Emit the data below verbatim, stripping out any pictures.

----------

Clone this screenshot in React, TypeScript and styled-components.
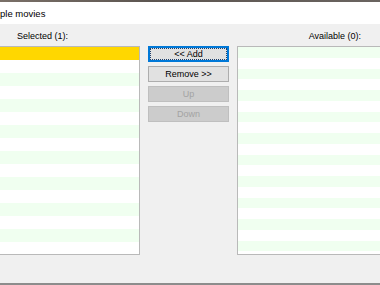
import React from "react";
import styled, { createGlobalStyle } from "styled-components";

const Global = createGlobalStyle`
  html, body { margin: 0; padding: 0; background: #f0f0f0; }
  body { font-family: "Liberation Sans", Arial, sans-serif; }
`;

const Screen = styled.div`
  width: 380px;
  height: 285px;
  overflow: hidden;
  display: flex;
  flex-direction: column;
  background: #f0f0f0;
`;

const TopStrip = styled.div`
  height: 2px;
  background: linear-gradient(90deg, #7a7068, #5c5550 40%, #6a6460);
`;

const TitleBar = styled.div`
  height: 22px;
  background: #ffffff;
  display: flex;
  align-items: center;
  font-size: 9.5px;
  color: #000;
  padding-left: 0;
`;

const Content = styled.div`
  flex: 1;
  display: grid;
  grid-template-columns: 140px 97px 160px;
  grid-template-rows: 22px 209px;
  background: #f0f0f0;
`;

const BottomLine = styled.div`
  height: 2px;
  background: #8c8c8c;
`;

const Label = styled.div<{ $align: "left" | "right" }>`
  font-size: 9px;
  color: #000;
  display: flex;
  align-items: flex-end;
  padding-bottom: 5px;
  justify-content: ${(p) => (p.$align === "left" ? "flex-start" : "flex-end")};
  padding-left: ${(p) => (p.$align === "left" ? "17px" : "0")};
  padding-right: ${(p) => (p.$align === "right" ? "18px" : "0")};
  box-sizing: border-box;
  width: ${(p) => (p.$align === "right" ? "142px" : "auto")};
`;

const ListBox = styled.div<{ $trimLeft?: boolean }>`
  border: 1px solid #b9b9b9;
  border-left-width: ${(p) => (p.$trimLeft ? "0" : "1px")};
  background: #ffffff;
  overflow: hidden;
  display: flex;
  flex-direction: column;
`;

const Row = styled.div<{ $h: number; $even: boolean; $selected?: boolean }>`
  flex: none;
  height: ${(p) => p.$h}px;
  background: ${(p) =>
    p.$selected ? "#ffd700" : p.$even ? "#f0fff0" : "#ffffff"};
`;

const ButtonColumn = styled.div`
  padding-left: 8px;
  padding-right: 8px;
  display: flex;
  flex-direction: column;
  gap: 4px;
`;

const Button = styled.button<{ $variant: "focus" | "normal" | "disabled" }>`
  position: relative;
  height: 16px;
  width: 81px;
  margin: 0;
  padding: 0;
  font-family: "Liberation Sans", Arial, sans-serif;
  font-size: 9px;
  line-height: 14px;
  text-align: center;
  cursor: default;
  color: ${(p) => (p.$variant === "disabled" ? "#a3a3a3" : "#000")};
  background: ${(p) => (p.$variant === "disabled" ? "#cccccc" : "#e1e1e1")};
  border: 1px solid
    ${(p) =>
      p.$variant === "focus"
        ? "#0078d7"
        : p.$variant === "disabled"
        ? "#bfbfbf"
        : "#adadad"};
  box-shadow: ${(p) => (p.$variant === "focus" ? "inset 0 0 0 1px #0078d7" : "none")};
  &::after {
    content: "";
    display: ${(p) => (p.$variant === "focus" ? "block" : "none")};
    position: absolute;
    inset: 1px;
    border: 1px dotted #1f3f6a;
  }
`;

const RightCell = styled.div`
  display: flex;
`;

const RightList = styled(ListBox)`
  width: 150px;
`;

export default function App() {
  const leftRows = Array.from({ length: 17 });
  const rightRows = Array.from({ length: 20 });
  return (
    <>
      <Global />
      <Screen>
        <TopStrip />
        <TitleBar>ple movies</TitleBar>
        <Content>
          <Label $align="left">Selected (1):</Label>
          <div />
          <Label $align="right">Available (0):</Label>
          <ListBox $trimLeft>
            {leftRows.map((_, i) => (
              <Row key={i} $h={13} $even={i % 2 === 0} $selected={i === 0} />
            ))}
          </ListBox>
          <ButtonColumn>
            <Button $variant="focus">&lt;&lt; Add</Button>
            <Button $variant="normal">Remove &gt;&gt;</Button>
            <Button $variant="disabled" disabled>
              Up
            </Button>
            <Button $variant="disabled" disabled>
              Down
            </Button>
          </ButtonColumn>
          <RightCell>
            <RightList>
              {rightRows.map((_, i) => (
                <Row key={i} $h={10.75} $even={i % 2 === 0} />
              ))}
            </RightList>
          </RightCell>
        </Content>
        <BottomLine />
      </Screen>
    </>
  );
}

----------

_Solution to this task_:
Clone this screenshot in React, TypeScript and styled-components.
import React from "react";
import styled, { createGlobalStyle } from "styled-components";

const Global = createGlobalStyle`
  html, body { margin: 0; padding: 0; background: #f0f0f0; }
  body { font-family: "Liberation Sans", Arial, sans-serif; }
`;

const Screen = styled.div`
  width: 380px;
  height: 285px;
  overflow: hidden;
  display: flex;
  flex-direction: column;
  background: #f0f0f0;
`;

const TopStrip = styled.div`
  height: 2px;
  background: linear-gradient(90deg, #7a7068, #5c5550 40%, #6a6460);
`;

const TitleBar = styled.div`
  height: 22px;
  background: #ffffff;
  display: flex;
  align-items: center;
  font-size: 9.5px;
  color: #000;
  padding-left: 0;
`;

const Content = styled.div`
  flex: 1;
  display: grid;
  grid-template-columns: 140px 97px 160px;
  grid-template-rows: 22px 209px;
  background: #f0f0f0;
`;

const BottomLine = styled.div`
  height: 2px;
  background: #8c8c8c;
`;

const Label = styled.div<{ $align: "left" | "right" }>`
  font-size: 9px;
  color: #000;
  display: flex;
  align-items: flex-end;
  padding-bottom: 5px;
  justify-content: ${(p) => (p.$align === "left" ? "flex-start" : "flex-end")};
  padding-left: ${(p) => (p.$align === "left" ? "17px" : "0")};
  padding-right: ${(p) => (p.$align === "right" ? "18px" : "0")};
  box-sizing: border-box;
  width: ${(p) => (p.$align === "right" ? "142px" : "auto")};
`;

const ListBox = styled.div<{ $trimLeft?: boolean }>`
  border: 1px solid #b9b9b9;
  border-left-width: ${(p) => (p.$trimLeft ? "0" : "1px")};
  background: #ffffff;
  overflow: hidden;
  display: flex;
  flex-direction: column;
`;

const Row = styled.div<{ $h: number; $even: boolean; $selected?: boolean }>`
  flex: none;
  height: ${(p) => p.$h}px;
  background: ${(p) =>
    p.$selected ? "#ffd700" : p.$even ? "#f0fff0" : "#ffffff"};
`;

const ButtonColumn = styled.div`
  padding-left: 8px;
  padding-right: 8px;
  display: flex;
  flex-direction: column;
  gap: 4px;
`;

const Button = styled.button<{ $variant: "focus" | "normal" | "disabled" }>`
  position: relative;
  height: 16px;
  width: 81px;
  margin: 0;
  padding: 0;
  font-family: "Liberation Sans", Arial, sans-serif;
  font-size: 9px;
  line-height: 14px;
  text-align: center;
  cursor: default;
  color: ${(p) => (p.$variant === "disabled" ? "#a3a3a3" : "#000")};
  background: ${(p) => (p.$variant === "disabled" ? "#cccccc" : "#e1e1e1")};
  border: 1px solid
    ${(p) =>
      p.$variant === "focus"
        ? "#0078d7"
        : p.$variant === "disabled"
        ? "#bfbfbf"
        : "#adadad"};
  box-shadow: ${(p) => (p.$variant === "focus" ? "inset 0 0 0 1px #0078d7" : "none")};
  &::after {
    content: "";
    display: ${(p) => (p.$variant === "focus" ? "block" : "none")};
    position: absolute;
    inset: 1px;
    border: 1px dotted #1f3f6a;
  }
`;

const RightCell = styled.div`
  display: flex;
`;

const RightList = styled(ListBox)`
  width: 150px;
`;

export default function App() {
  const leftRows = Array.from({ length: 17 });
  const rightRows = Array.from({ length: 20 });
  return (
    <>
      <Global />
      <Screen>
        <TopStrip />
        <TitleBar>ple movies</TitleBar>
        <Content>
          <Label $align="left">Selected (1):</Label>
          <div />
          <Label $align="right">Available (0):</Label>
          <ListBox $trimLeft>
            {leftRows.map((_, i) => (
              <Row key={i} $h={13} $even={i % 2 === 0} $selected={i === 0} />
            ))}
          </ListBox>
          <ButtonColumn>
            <Button $variant="focus">&lt;&lt; Add</Button>
            <Button $variant="normal">Remove &gt;&gt;</Button>
            <Button $variant="disabled" disabled>
              Up
            </Button>
            <Button $variant="disabled" disabled>
              Down
            </Button>
          </ButtonColumn>
          <RightCell>
            <RightList>
              {rightRows.map((_, i) => (
                <Row key={i} $h={10.75} $even={i % 2 === 0} />
              ))}
            </RightList>
          </RightCell>
        </Content>
        <BottomLine />
      </Screen>
    </>
  );
}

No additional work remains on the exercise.